> Work to complete: Determine how many lines contain the string "image" and reply with that number alone.

> Information shown:
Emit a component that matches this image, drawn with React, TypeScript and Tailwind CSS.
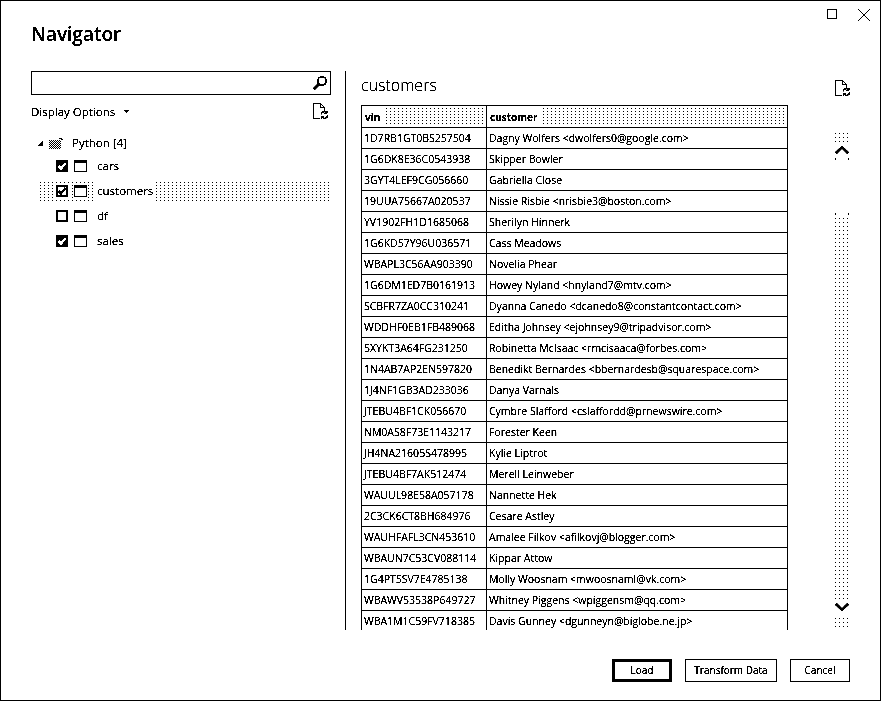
const vinRows: [string, string][] = [
  ["1D7RB1GT0BS257504", "Dagny Wolfers <dwolfers0@google.com>"],
  ["1G6DK8E36C0543938", "Skipper Bowler"],
  ["3GYT4LEF9CG056660", "Gabriella Close"],
  ["19UUA75667A020537", "Nissie Risbie <nrisbie3@boston.com>"],
  ["YV1902FH1D1685068", "Sherilyn Hinnerk"],
  ["1G6KD57Y96U036571", "Cass Meadows"],
  ["WBAPL3C56AA903390", "Novelia Phear"],
  ["1G6DM1ED7B0161913", "Howey Nyland <hnyland7@mtv.com>"],
  ["SCBFR7ZA0CC310241", "Dyanna Canedo <dcanedo8@constantcontact.com>"],
  ["WDDHF0EB1FB489068", "Editha Johnsey <ejohnsey9@tripadvisor.com>"],
  ["5XYKT3A64FG231250", "Robinetta McIsaac <rmcisaaca@forbes.com>"],
  ["1N4AB7AP2EN597820", "Benedikt Bernardes <bbernardesb@squarespace.com>"],
  ["1J4NF1GB3AD233036", "Danya Varnals"],
  ["JTEBU4BF1CK056670", "Cymbre Slafford <cslaffordd@prnewswire.com>"],
  ["NM0AS8F73E1143217", "Forester Keen"],
  ["JH4NA21605S478995", "Kylie Liptrot"],
  ["JTEBU4BF7AK512474", "Merell Leinweber"],
  ["WAUUL98E58A057178", "Nannette Hek"],
  ["2C3CK6CT8BH684976", "Cesare Astley"],
  ["WAUHFAFL3CN453610", "Amalee Filkov <afilkovj@blogger.com>"],
  ["WBAUN7C53CV088114", "Kippar Attow"],
  ["1G4PT5SV7E4785138", "Molly Woosnam <mwoosnaml@vk.com>"],
  ["WBAWV53538P649727", "Whitney Piggens <wpiggensm@qq.com>"],
  ["WBA1M1C59FV718385", "Davis Gunney <dgunneyn@biglobe.ne.jp>"],
];

const dither =
  "[background-image:linear-gradient(#fff_2px,transparent_2px),linear-gradient(90deg,#000_1px,transparent_1px)] [background-size:4px_3px]";
const sparse =
  "[background-image:linear-gradient(#fff_3px,transparent_3px),linear-gradient(90deg,#000_1px,transparent_1px)] [background-size:4px_4px]";

function RefreshDoc({ className }: { className?: string }) {
  return (
    <svg className={className} width="16" height="17" viewBox="0 0 16 17" fill="none" stroke="#000" strokeWidth="1">
      <path d="M7 15.500H.5V.5H7.500L11.500 4.500V7.500" />
      <path d="M7.500.5V4.500H11.500" />
      <path d="M8 11.500a3 3 0 0 1 5.500-1.500M14.500 12.500a3 3 0 0 1-5.500 1.500" strokeWidth="1.300" />
      <path d="M14 8v2.500h-2.500M8.500 16v-2.500H11" />
    </svg>
  );
}

function Check({ on, light }: { on: boolean; light?: boolean }) {
  return (
    <svg width="12" height="12" viewBox="0 0 12 12" className="shrink-0">
      <rect x="0" y="0" width="12" height="12" fill="#000" />
      {(!on || light) && <rect x="2" y="2" width="8" height="8" fill="#fff" />}
      {on && <path d="M2.500 6l2.500 2.500L9.500 3" stroke={light ? "#000" : "#fff"} strokeWidth={light ? 2 : 2.600} fill="none" />}
    </svg>
  );
}

function TableIcon() {
  return (
    <svg width="13" height="12" viewBox="0 0 13 12" className="shrink-0">
      <rect x=".5" y=".5" width="12" height="11" fill="#fff" stroke="#000" />
      <rect x="0" y="0" width="13" height="3" fill="#000" />
    </svg>
  );
}

function TreeRow({ label, on, selected }: { label: string; on: boolean; selected?: boolean }) {
  return (
    <div className={`mb-[3px] flex h-[22px] items-center pl-[16px] ${selected ? dither : ""}`}>
      <span className={`flex ${selected ? "ring-1 ring-white" : ""}`}>
        <Check on={on} light={selected} />
      </span>
      <span className={`ml-[6px] flex ${selected ? "ring-1 ring-white" : ""}`}>
        <TableIcon />
      </span>
      <span className={`ml-[10px] text-[11.500px] leading-[16px] ${selected ? "bg-white ring-2 ring-white" : ""}`}>{label}</span>
    </div>
  );
}

export default function App() {
  return (
    <div
      className="flex h-[701px] w-[881px] flex-col overflow-hidden border border-black bg-white text-black [filter:grayscale(1)_brightness(0.78)_contrast(12)]"
      style={{ fontFamily: '"Open Sans", "Noto Sans", sans-serif' }}
    >
      <div className="flex h-[16px] shrink-0 items-start justify-end gap-[21px] pr-[10px] pt-[8px]">
        <div className="h-[10px] w-[10px] border border-black" />
        <svg width="12" height="12" viewBox="0 0 12 12" stroke="#000" strokeWidth="1">
          <path d="M.5.5l11 11M11.500.5l-11 11" />
        </svg>
      </div>
      <div className="flex h-[54px] shrink-0 items-start pl-[30px] pt-[3px] text-[19px] font-semibold leading-[28px]">Navigator</div>
      <div className="flex min-h-0 flex-1">
        <div className="w-[344px] shrink-0 pl-[30px] pr-[15px]">
          <div className="flex h-[24px] w-[300px] items-center justify-end border border-black pr-[2px]">
            <svg width="16" height="16" viewBox="0 0 16 16" fill="none" stroke="#000">
              <circle cx="10" cy="6" r="4.200" strokeWidth="1.500" />
              <path d="M7 9l-5 5" strokeWidth="2.500" />
            </svg>
          </div>
          <div className="mt-[8px] flex h-[18px] items-center justify-between">
            <div className="flex items-center text-[11.500px] leading-[16px]">
              Display Options
              <svg width="5" height="3" viewBox="0 0 5 3" className="mb-[2px] ml-[9px]">
                <path d="M0 0h5L2.500 3z" />
              </svg>
            </div>
            <RefreshDoc className="mr-px mt-[-1px]" />
          </div>
          <div className="mt-[12px] flex h-[20px] items-center pl-[7px] text-[11.500px]">
            <svg width="5" height="5" viewBox="0 0 5 5">
              <path d="M5 0v5H0z" />
            </svg>
            <svg width="15" height="12" viewBox="0 0 15 12" className="ml-[5px]" stroke="#000" fill="none">
              <path d="M1 3.500h12M1 5.500h12M1 7.500h12M1 9.500h12M1 11.500h12" strokeDasharray="1 1" />
              <path d="M2 4.500h11M2 6.500h11M2 8.500h11M2 10.500h11" strokeDasharray="1 1" />
              <path d="M11 1.500h3v2" />
            </svg>
            <span className="ml-[9px] leading-[16px]">Python [4]</span>
          </div>
          <div className="mt-[2px] pl-[9px]">
            <TreeRow label="cars" on />
            <TreeRow label="customers" on selected />
            <TreeRow label="df" on={false} />
            <TreeRow label="sales" on />
          </div>
        </div>
        <div className="flex h-[559px] min-w-0 flex-1 overflow-hidden border-l border-black">
          <div className="w-[428px] shrink-0 pl-[15px]">
            <div className="flex h-[34px] items-center pb-[7px] text-[16px] font-light leading-[22px]">customers</div>
            <div className="w-[427px] border-l border-r border-t border-black text-[10.500px] leading-[20px]">
              <div className="flex h-[22px] border-b border-black text-[10px] font-bold">
                <div className={`flex w-[125px] shrink-0 items-center border-r border-black p-[2px] [background-clip:content-box] ${dither}`}>
                  <span className="bg-white pl-px pr-[4px]">vin</span>
                </div>
                <div className={`flex flex-1 items-center p-[2px] [background-clip:content-box] ${dither}`}>
                  <span className="bg-white pl-px pr-[4px]">customer</span>
                </div>
              </div>
              {vinRows.map(([vin, customer]) => (
                <div key={vin} className="flex h-[21px] border-b border-black">
                  <div className="w-[125px] shrink-0 whitespace-nowrap border-r border-black pl-[2px]">{vin}</div>
                  <div className="whitespace-nowrap pl-[2px]">{customer}</div>
                </div>
              ))}
            </div>
          </div>
          <div className="ml-[61px] flex h-full flex-col items-start">
            <RefreshDoc className="mt-[9px]" />
            <div className="ml-[-1px] mt-[33px] flex h-[498px] w-[16px] flex-col items-center">
              <div className={`h-[13px] w-[14px] ${sparse}`} />
              <svg width="14" height="10" viewBox="0 0 14 10" className="mt-[2px]" fill="none" stroke="#000">
                <path d="M1 8l6-6 6 6" strokeWidth="2.500" />
              </svg>
              <div className="mt-[3px] flex h-[5px] w-[14px] justify-between">
                <div className="h-[2px] w-px bg-black" />
                <div className="h-[2px] w-px bg-black" />
              </div>
              <div className="h-[47px]" />
              <div className="flex h-[5px] w-[14px] items-end justify-between">
                <div className="h-[2px] w-px bg-black" />
                <div className="h-[2px] w-px bg-black" />
              </div>
              <div className={`min-h-0 w-[14px] flex-1 ${sparse}`} />
              <svg width="14" height="10" viewBox="0 0 14 10" className="my-[3px]" fill="none" stroke="#000">
                <path d="M1 2l6 6 6-6" strokeWidth="2.500" />
              </svg>
              <div className={`h-[13px] w-[14px] ${sparse}`} />
            </div>
          </div>
        </div>
      </div>
      <div className="flex h-[70px] shrink-0 items-start justify-end gap-[13px] pr-[30px] pt-[29px] text-[10px]">
        <button className="flex h-[23px] w-[60px] items-center justify-center border-[3px] border-black">Load</button>
        <button className="flex h-[23px] w-[92px] items-center justify-center border border-black">Transform Data</button>
        <button className="flex h-[23px] w-[60px] items-center justify-center border border-black">Cancel</button>
      </div>
    </div>
  );
}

> Exercise output: 3